Reviewer 2 (public review):

(1) The authors make the distinction between meta-learned "global" learning rates and within environment learning rate adaptation in response to "local" fluctuations/observations. Though the experimental paradigm is novel, there are certainly links to prior work - for instance, though change point structures don't entail revisiting unique environments, they do require meta-learning from environmental statistics that is distinct from transient local adaptation to prediction errors. This tendency to increase one's learning rate after large prediction errors is appropriate in change point environments, though, as is true in this study, the amount of increase should be dependent on. This represents a similar kind of slower-timescale learning or reuse of more "global" parameters, and can be seen to different extents in prior work. It might benefit readers if the authors were to link the current work to previous research more explicitly to draw clearer connections between the approaches and findings.
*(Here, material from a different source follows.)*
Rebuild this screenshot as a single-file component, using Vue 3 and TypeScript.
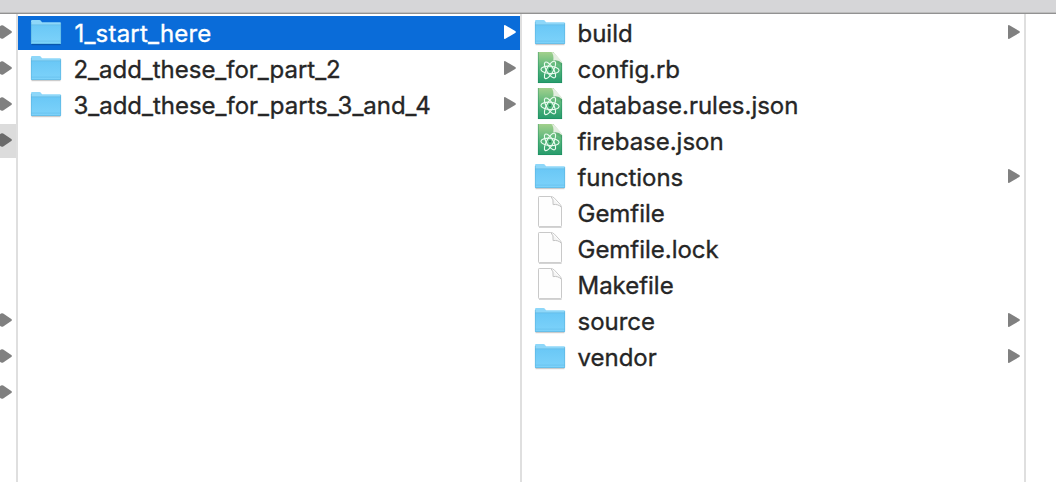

We thank the reviewer for their very helpful literature suggestions and now contextualize and discuss our findings in light of relevant literature.

(2) Throughout much of the paper, the authors refer to the distinctions between environments primarily as differences in "initial learning rates" or "environment-specific learning rates." This is particularly prominent when discussing fMRI results. Though the optimal initial learning rate did differ across environments, this was the result of differences in underlying task statistics. It will be important to clarify this throughout the text, because of the confounds between task statistics and initial learning rate (and to some extent, the position on the screen), it is not possible to separate the impact of these specific variables. This is also relevant to understanding the justification for using methods like RSA to test whether brain regions represent task states similarly. If the main hypothesis is that neural activity reflects the (initial) learning rate itself, then a univariate analysis approach would seem more natural.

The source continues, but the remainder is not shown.